What is happening in the ocean surface waters is only part of this tragic story. Recent studies show that the vast Amazon basin is likely to experience increasing frequency of major drought and associated forest dieback. Just as the increased frequency of bleaching leads to coral death, drought in the Amazon will progressively compromise the survival of individual trees and impair the function of entire regions of the rainforest.
Because trees are the primary source of water transpired to the atmosphere in the Amazon, dieback has dramatically affected patterns of precipitation. More importantly, drought compromises the photosynthetic capacity of trees, resulting in a net release of CO2 from the forest ecosystem for up to three years following a significant drought.

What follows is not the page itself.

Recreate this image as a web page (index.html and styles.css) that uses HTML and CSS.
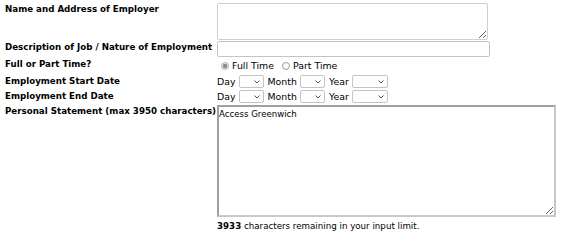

The best science shows that we are on track to exceed 3˚C average global warming by the last decade in this century. The impact of this warming during coming years will be profound. Weather patterns and seasonal phenologies of plants and animals will be impacted worldwide. While there is evidence that some organisms have adjusted to the changes thus far, studies have demonstrated that many species will not be able to migrate to favorable habitats as climate zones shift. It is simply out of the question that most plants and animals will be able to continue to adapt to the speed and degree of change as climate disruption progresses.
As I have argued before, the window of opportunity for aggressive mitigation of climate change is almost closed. To be sure, all efforts at mitigation, whenever they occur, will help. But, avoiding the extreme effects of climate change during this century will no longer be possible if we wait to take action. Although there has been little increase in global emissions during the last three years, the concentration of CO2 in the atmosphere continues to increase at a record pace. The warming over the past three years has been dramatic. The emissions reductions accepted by the Conference of the Parties signing the Paris climate accord are not even close to being adequate to avoid dangerous effects. Of course, we welcomed the Paris climate accord as a positive development, but the scientific community is well aware that it is not enough.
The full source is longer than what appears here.